BERKELEY SPRINGS - Some 24 hours before a shocking Best Picture snafu rocked Sunday night's Oscars, drama of another kind was unfolding at an event dubbed the Academy Awards of water right here in West Virginia.

The 27th annual Berkeley Springs International Water Tasting had all the makings of a Hollywood affair. Heated competition in multiple categories, guests from all over the globe and a black-tie awards ceremony to hand out striking glass trophies shaped like giant water droplets.

And just like the real Academy Awards televised internationally a day later, there was a remarkable story with a surprise ending at the end of the night on Feb. 25.

Here's the scoop. An event featuring a blind tasting of more than a hundred waters is, as you might imagine, quite a logistical feat to organize. Nearly a dozen judges spend hours rating samples on clarity, smell, taste, mouthfeel and overall drinkability over the course of several hours.

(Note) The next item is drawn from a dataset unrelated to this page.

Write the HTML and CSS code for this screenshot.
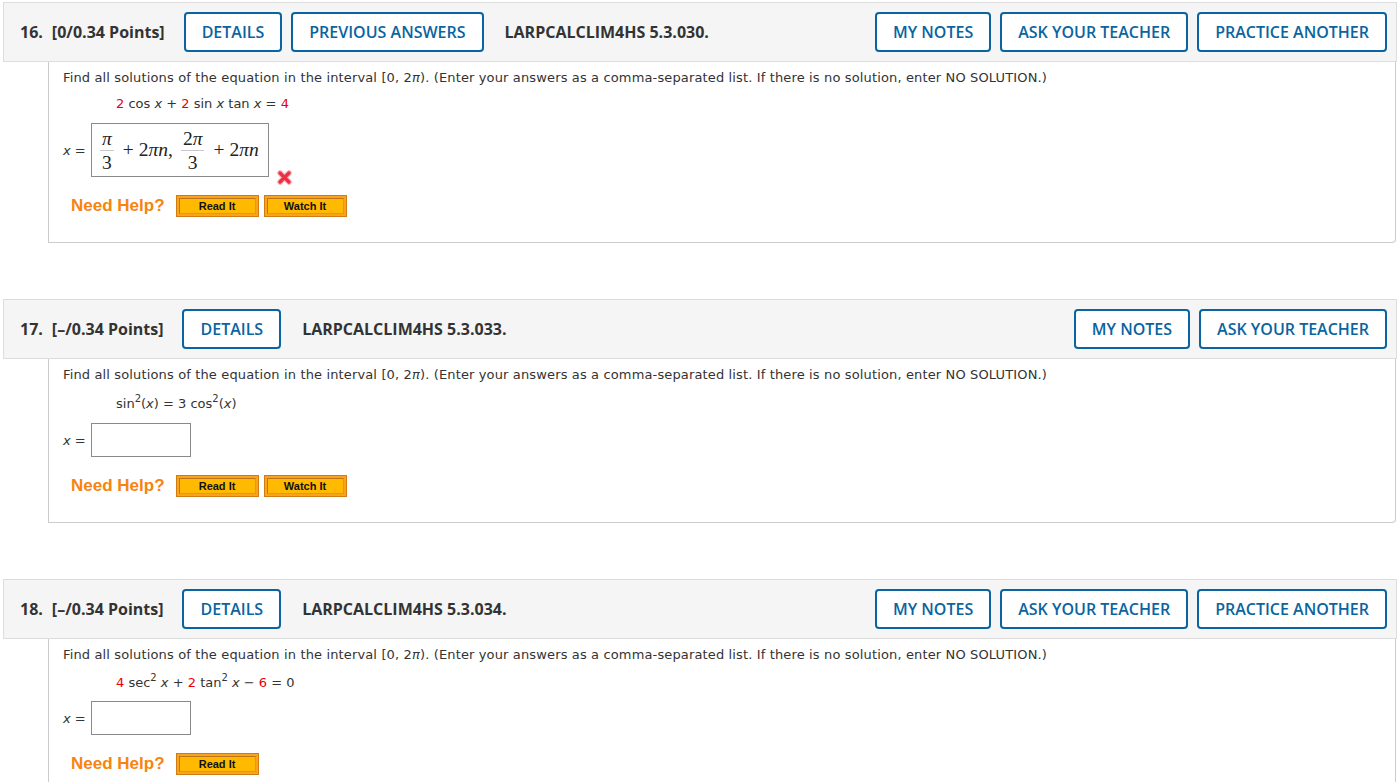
FILE: index.html
```html
<!DOCTYPE html>
<html>
<head>
<meta charset="utf-8">
<link rel="stylesheet" href="styles.css">
</head>
<body>
<div class="page">

  <div class="question">
    <div class="qhead">
      <span class="qnum">16.</span>
      <span class="qpts">[0/0.34 Points]</span>
      <span class="btn">DETAILS</span>
      <span class="btn">PREVIOUS ANSWERS</span>
      <span class="qtitle">LARPCALCLIM4HS 5.3.030.</span>
      <span class="btn push">MY NOTES</span>
      <span class="btn">ASK YOUR TEACHER</span>
      <span class="btn">PRACTICE ANOTHER</span>
    </div>
    <div class="qbody">
      <div class="prompt">Find all solutions of the equation in the interval [0, 2<i>π</i>). (Enter your answers as a comma-separated list. If there is no solution, enter NO SOLUTION.)</div>
      <div class="eq"><span class="r">2</span> cos <i>x</i> + <span class="r">2</span> sin <i>x</i> tan <i>x</i> = <span class="r">4</span></div>
      <div class="answer">
        <span class="xeq"><i>x</i> =</span>
        <span class="box filled">
          <span class="math">
            <span class="frac"><span class="num"><i>π</i></span><span class="den">3</span></span>
            <span class="op">+</span>2<i>πn</i>,
            <span class="frac sp"><span class="num">2<i>π</i></span><span class="den">3</span></span>
            <span class="op">+</span>2<i>πn</i>
          </span>
        </span>
        <svg class="wrong" width="15" height="15" viewBox="0 0 15 15">
          <path d="M3 3 L12 12 M12 3 L3 12" stroke="#f36b78" stroke-width="5.5" stroke-linecap="round" opacity="0.55"/>
          <path d="M3 3 L12 12 M12 3 L3 12" stroke="#ee2f3f" stroke-width="3.2" stroke-linecap="round"/>
        </svg>
      </div>
      <div class="help">
        <span class="needhelp">Need Help?</span>
        <span class="hbtn"><span>Read It</span></span>
        <span class="hbtn"><span>Watch It</span></span>
      </div>
    </div>
  </div>

  <div class="question">
    <div class="qhead">
      <span class="qnum">17.</span>
      <span class="qpts">[–/0.34 Points]</span>
      <span class="btn">DETAILS</span>
      <span class="qtitle">LARPCALCLIM4HS 5.3.033.</span>
      <span class="btn push">MY NOTES</span>
      <span class="btn">ASK YOUR TEACHER</span>
    </div>
    <div class="qbody">
      <div class="prompt">Find all solutions of the equation in the interval [0, 2<i>π</i>). (Enter your answers as a comma-separated list. If there is no solution, enter NO SOLUTION.)</div>
      <div class="eq tall">sin<sup>2</sup>(<i>x</i>) = 3 cos<sup>2</sup>(<i>x</i>)</div>
      <div class="answer">
        <span class="xeq"><i>x</i> =</span>
        <span class="box empty"></span>
      </div>
      <div class="help">
        <span class="needhelp">Need Help?</span>
        <span class="hbtn"><span>Read It</span></span>
        <span class="hbtn"><span>Watch It</span></span>
      </div>
    </div>
  </div>

  <div class="question">
    <div class="qhead">
      <span class="qnum">18.</span>
      <span class="qpts">[–/0.34 Points]</span>
      <span class="btn">DETAILS</span>
      <span class="qtitle">LARPCALCLIM4HS 5.3.034.</span>
      <span class="btn push">MY NOTES</span>
      <span class="btn">ASK YOUR TEACHER</span>
      <span class="btn">PRACTICE ANOTHER</span>
    </div>
    <div class="qbody">
      <div class="prompt">Find all solutions of the equation in the interval [0, 2<i>π</i>). (Enter your answers as a comma-separated list. If there is no solution, enter NO SOLUTION.)</div>
      <div class="eq mid"><span class="r">4</span> sec<sup>2</sup> <i>x</i> + <span class="r">2</span> tan<sup>2</sup> <i>x</i> − <span class="r">6</span> = 0</div>
      <div class="answer">
        <span class="xeq"><i>x</i> =</span>
        <span class="box empty"></span>
      </div>
      <div class="help">
        <span class="needhelp">Need Help?</span>
        <span class="hbtn"><span>Read It</span></span>
      </div>
    </div>
  </div>

</div>
</body>
</html>
```

FILE: styles.css
```css
html, body {
  margin: 0;
  padding: 0;
  background: #fff;
}

.page {
  padding-top: 2px;
}

.question {
  margin: 0 1px 56px 3px;
}

.qhead {
  display: flex;
  align-items: center;
  height: 58px;
  padding: 0 9px 0 16px;
  background: #f5f5f5;
  border: 1px solid #dddddd;
  font-family: "Open Sans", "DejaVu Sans", sans-serif;
  font-size: 16px;
  font-weight: 700;
  color: #333;
}

.qnum {
  margin-right: 9px;
}

.qpts {
  margin-right: 19px;
}

.btn {
  box-sizing: border-box;
  height: 40px;
  display: inline-flex;
  align-items: center;
  padding: 0 16px;
  border: 2px solid #0a64a0;
  border-radius: 4px;
  color: #0a64a0;
  font-weight: 600;
  background: #fff;
  margin-right: 9px;
  white-space: nowrap;
}

.btn:last-child {
  margin-right: 0;
}

.qtitle {
  margin-left: 12px;
}

.push {
  margin-left: auto;
}

.qbody {
  margin: 0 1px 0 45px;
  border: 1px solid #cccccc;
  border-top: none;
  border-bottom-right-radius: 4px;
  padding: 7px 14px 25px 14px;
  font-family: "DejaVu Sans", Verdana, sans-serif;
  font-size: 13px;
  color: #333;
}

.prompt {
  line-height: 18px;
  height: 18px;
  white-space: nowrap;
  letter-spacing: 0.14px;
}

.eq {
  margin: 6px 0 0 53px;
  height: 22px;
  line-height: 22px;
}

.eq.tall {
  height: 25px;
  line-height: 28px;
}

.eq.mid {
  height: 23px;
  line-height: 25px;
}

.eq sup {
  font-size: 10px;
  line-height: 0;
  vertical-align: 6px;
}

.r {
  color: #e8000b;
}

.answer {
  display: flex;
  align-items: center;
  margin-top: 8px;
}

.xeq {
  width: 28px;
}

.box {
  box-sizing: border-box;
  display: inline-flex;
  align-items: center;
  border: 1px solid #8a8a8a;
  background: #fff;
}

.box.empty {
  width: 100px;
  height: 34px;
}

.box.filled {
  width: 178px;
  height: 54px;
  padding: 0 0 0 7px;
}

.math {
  font-family: "Liberation Serif", "Times New Roman", serif;
  font-size: 19.5px;
  color: #222;
  white-space: nowrap;
  display: inline-flex;
  align-items: center;
}

.math i {
  font-style: italic;
}

.frac {
  display: inline-flex;
  flex-direction: column;
  align-items: center;
  line-height: 21px;
  padding: 0 1px;
}

.frac.sp {
  margin-left: 7px;
}

.num {
  border-bottom: 1px solid #c8c8c8;
  padding: 0 2px 1px;
}

.den {
  padding-top: 1px;
}

.op {
  margin: 0 5px 0 8px;
}

.wrong {
  align-self: flex-end;
  margin: 0 0 -8px 8px;
}

.help {
  display: flex;
  align-items: center;
  margin-top: 18px;
  padding-left: 8px;
  height: 22px;
}

.needhelp {
  font-family: "Liberation Sans", Arial, sans-serif;
  font-weight: 700;
  font-size: 17px;
  color: #f7840f;
  margin-right: 11px;
}

.hbtn {
  box-sizing: border-box;
  width: 83px;
  height: 22px;
  padding: 2px;
  background: #f9a31a;
  border: 1px solid #d07c13;
  margin-right: 5px;
  display: inline-flex;
}

.hbtn span {
  flex: 1;
  display: flex;
  align-items: center;
  justify-content: center;
  background: #ffba00;
  border: 1px solid #c0741a;
  border-right-color: #e3961c;
  border-bottom-color: #e3961c;
  font-family: "Liberation Sans", Arial, sans-serif;
  font-weight: 700;
  font-size: 11px;
  color: #111;
}
```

It's the largest and longest-running water tasting in the world, with entrants coming from 19 U.S. states, five Canadian provinces and 12 foreign countries, including several newcomers this year.

One of those was New Zealand native Jesse Ball, owner of Waiheke Water, whose first-time participation in this global event was such a point of pride back home publications ran stories about him leading up to the big competition.

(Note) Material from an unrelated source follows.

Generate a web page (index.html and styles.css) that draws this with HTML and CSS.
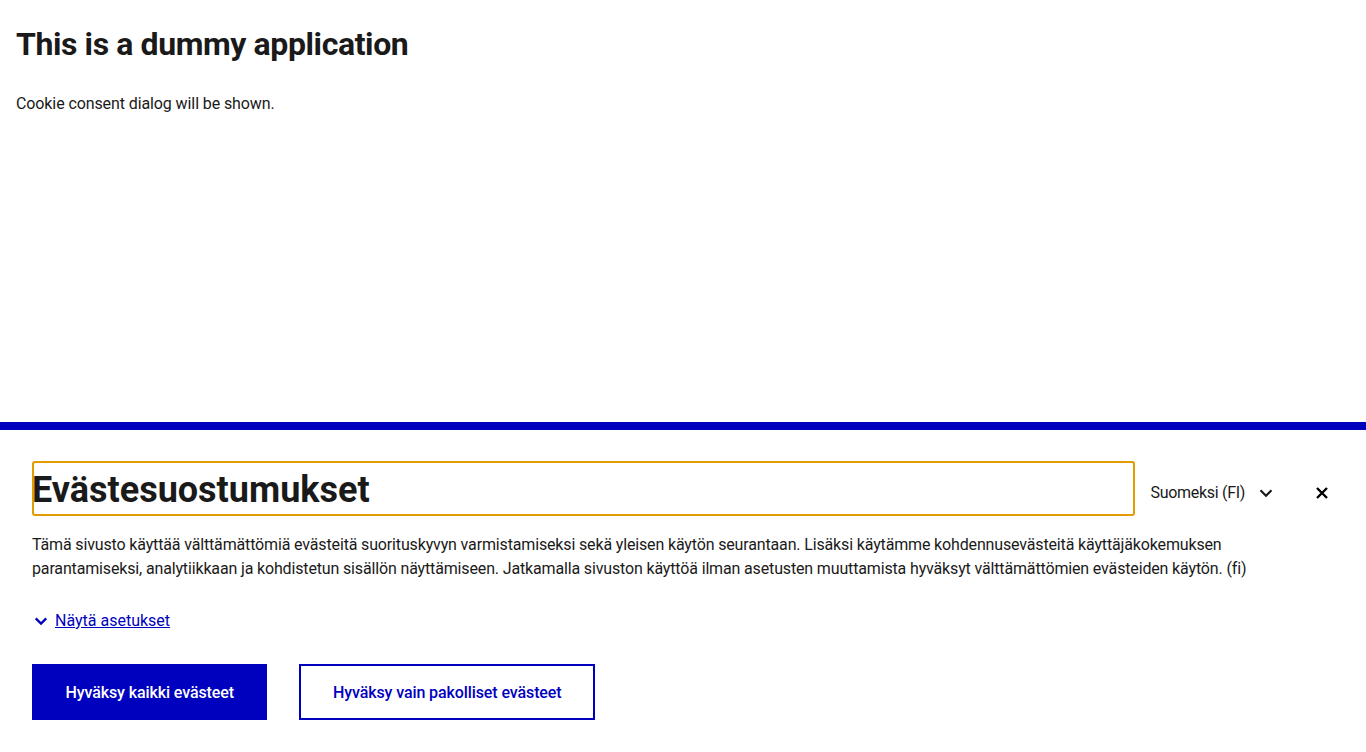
FILE: index.html
```html
<!DOCTYPE html>
<html lang="fi">
<head>
<meta charset="utf-8">
<title>Dummy application</title>
<link rel="stylesheet" href="styles.css">
</head>
<body>
<main class="app">
  <h1 class="app-title">This is a dummy application</h1>
  <p class="app-text">Cookie consent dialog will be shown.</p>
</main>
<section class="banner" aria-label="Evästesuostumukset">
  <div class="banner-inner">
    <div class="banner-head">
      <h2 class="banner-title" tabindex="-1">Evästesuostumukset</h2>
      <button class="lang" type="button">Suomeksi (FI)
        <svg class="lang-icon" viewBox="0 0 24 24" width="24" height="24" aria-hidden="true"><path d="M6 9l6 6 6-6" fill="none" stroke="currentColor" stroke-width="2.4"/></svg>
      </button>
      <button class="close" type="button" aria-label="Sulje">
        <svg viewBox="0 0 24 24" width="24" height="24" aria-hidden="true"><path d="M7 7l10 10M17 7L7 17" fill="none" stroke="currentColor" stroke-width="2.4"/></svg>
      </button>
    </div>
    <p class="banner-text">Tämä sivusto käyttää välttämättömiä evästeitä suorituskyvyn varmistamiseksi sekä yleisen käytön seurantaan. Lisäksi käytämme kohdennusevästeitä käyttäjäkokemuksen parantamiseksi, analytiikkaan ja kohdistetun sisällön näyttämiseen. Jatkamalla sivuston käyttöä ilman asetusten muuttamista hyväksyt välttämättömien evästeiden käytön. (fi)</p>
    <a class="toggle" href="#">
      <svg class="toggle-icon" viewBox="0 0 24 24" width="18" height="18" aria-hidden="true"><path d="M5 8.5l7 7 7-7" fill="none" stroke="currentColor" stroke-width="3"/></svg>
      <span class="toggle-text">Näytä asetukset</span>
    </a>
    <div class="actions">
      <button class="btn btn-primary" type="button">Hyväksy kaikki evästeet</button>
      <button class="btn btn-secondary" type="button">Hyväksy vain pakolliset evästeet</button>
    </div>
  </div>
</section>
</body>
</html>
```

FILE: styles.css
```css
html, body {
  margin: 0;
  padding: 0;
  background: #fff;
  color: #1a1a1a;
  font-family: Roboto, "Liberation Sans", sans-serif;
}
.app {
  padding: 16px;
}
.app-title {
  margin: 6px 0 0;
  font-size: 32px;
  line-height: 44px;
  font-weight: 700;
  letter-spacing: -0.4px;
}
.app-text {
  margin: 26px 0 0;
  font-size: 16px;
  line-height: 24px;
  letter-spacing: -0.1px;
}
.banner {
  position: fixed;
  left: 0;
  right: 0;
  bottom: 0;
  height: 322px;
  background: #fff;
  border-top: 8px solid #0000bf;
}
.banner-inner {
  padding: 31px 32px 0;
}
.banner-head {
  display: flex;
  align-items: center;
}
.banner-title {
  flex: 1;
  margin: 0;
  box-sizing: border-box;
  height: 55px;
  padding-top: 4px;
  font-size: 36px;
  line-height: 51px;
  font-weight: 700;
  outline: 2px solid #e39c00;
  outline-offset: -2px;
  border-radius: 3px;
}
.lang {
  display: flex;
  align-items: center;
  gap: 10px;
  margin-left: 15px;
  padding: 8px 0 0;
  border: 0;
  background: none;
  font: inherit;
  font-size: 16px;
  letter-spacing: -0.3px;
  color: #1a1a1a;
}
.lang-icon {
  width: 22px;
  height: 22px;
}
.close {
  margin-left: 33px;
  padding: 9px 0 0;
  border: 0;
  background: none;
  color: #000;
  display: flex;
}
.banner-text {
  margin: 17px 0 0;
  max-width: 1240px;
  font-size: 16px;
  line-height: 24px;
  letter-spacing: -0.15px;
}
.toggle {
  display: inline-flex;
  align-items: center;
  gap: 5px;
  margin-top: 28px;
  color: #0000bf;
  font-size: 16px;
  line-height: 24px;
}
.toggle-icon {
  width: 18px;
  height: 18px;
}
.toggle-text {
  text-decoration: underline;
}
.actions {
  display: flex;
  gap: 32px;
  margin-top: 30px;
}
.btn {
  height: 56px;
  padding: 0 31.5px;
  font: inherit;
  font-size: 16px;
  font-weight: 500;
  letter-spacing: -0.1px;
  border: 2px solid #0000bf;
  border-radius: 0;
}
.btn-primary {
  background: #0000bf;
  color: #fff;
}
.btn-secondary {
  background: #fff;
  color: #0000bf;
}
```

So when Ball arrived in Berkeley Springs on Feb. 23, he had the hopes of an entire country riding on his shoulders.

What he didn't have, however, was his water.

Shipped to the states in advance, Ball's was the only entry that had not arrived in Berkeley Springs - a fact he didn't discover until he got here. His efforts to track it down read like a script to a big-budget Hollywood thriller.

"He's been on the phone for two days, desperately trying to find his water, and he's been given a different story every time," Jeanne Mozier, the water festival's original founder, told me the day before final judging was to begin.

One person told him the shipment never made it to the U.S., another reported it was loaded on a train to be delivered, and yet another said actually it had been confiscated and was still sitting in storage at the Los Angeles airport.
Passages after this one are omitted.